Each local council area should have policies on rural development, which the planning officer will follow.    Basically hit the internet and research the policies in the areas you are considering.   You obviously increase the chances of getting PP if your proposal is within policy.

 

In rural areas It’s often the case that the planning authorities look for something sympathetic to the local vernacular eg use of local materials etc. Appropriate in scale.  Environmentally friendly.
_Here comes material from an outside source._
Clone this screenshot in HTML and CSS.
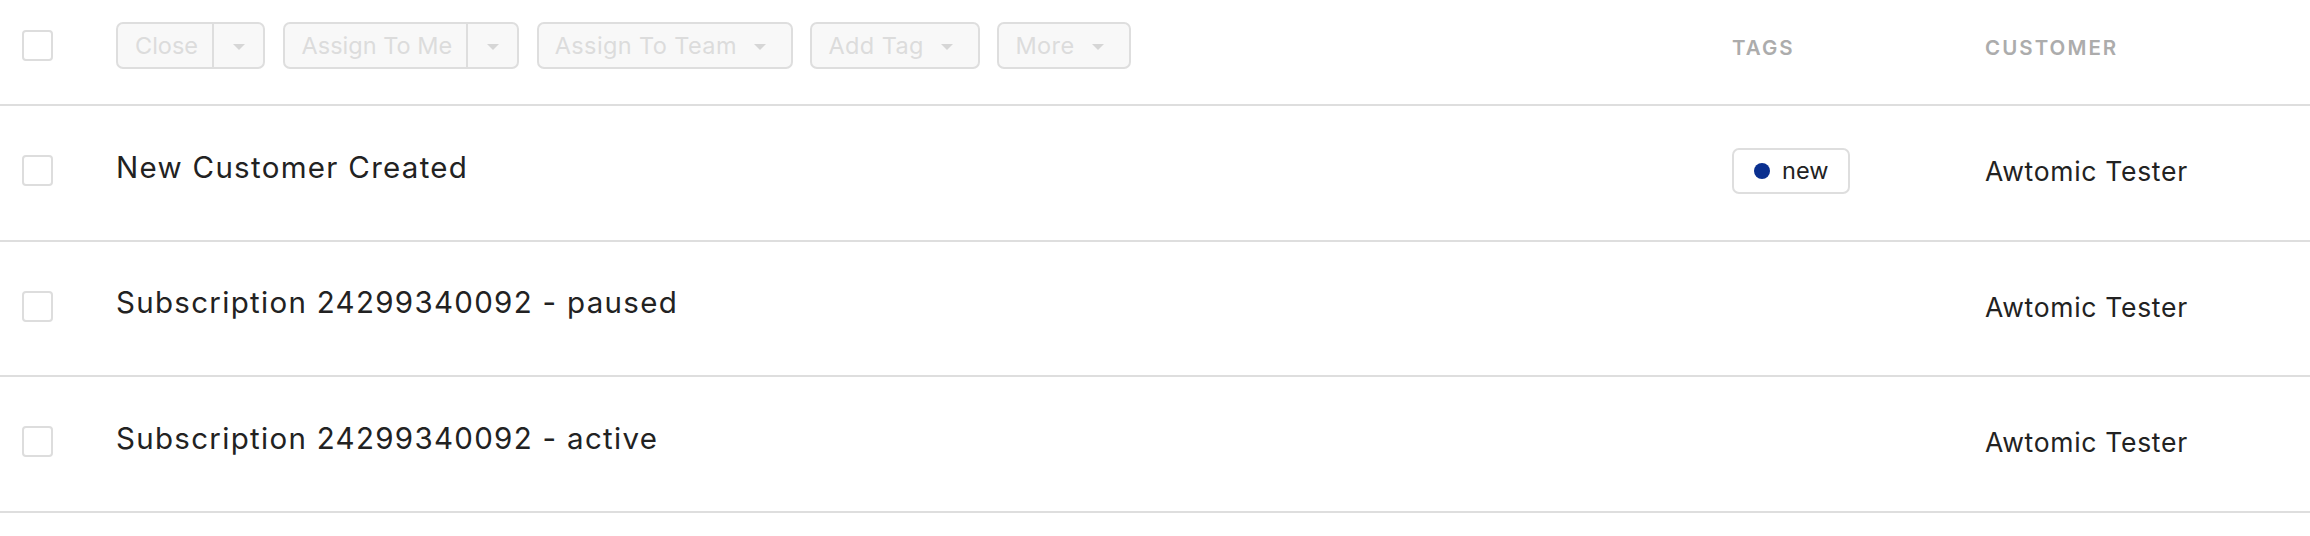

Or alternatively something of significant architectural merit.  Understandably rural communities don’t want an outsider butchering the local landscape, but they would probably welcome something sympathetic with modern eco standards etc.

 

A small rural cottage will probably have an agricultural connection, so if you are replacing it with something new And bigger and you’re probably have to think of looking at doing something like a contemporary barn or something like that.  
 

My local councils policy is that traditional properties should be renovated where possible but if too far gone and not of significant architectural merit replacements are ok if your building something good quality.  But each area has its own policies as I say.  
 

Like has been said already you probably don’t need a consultant at the moment just look at properties available and do your research.

 

One word of caution though.  In rural communities you rely much more on your community and neighbours.  Would strongly advise if there is a sense of resistance for any proposal you rethink it.    What you want is a proposal that the local community is 100% behind.  As well as the local planners.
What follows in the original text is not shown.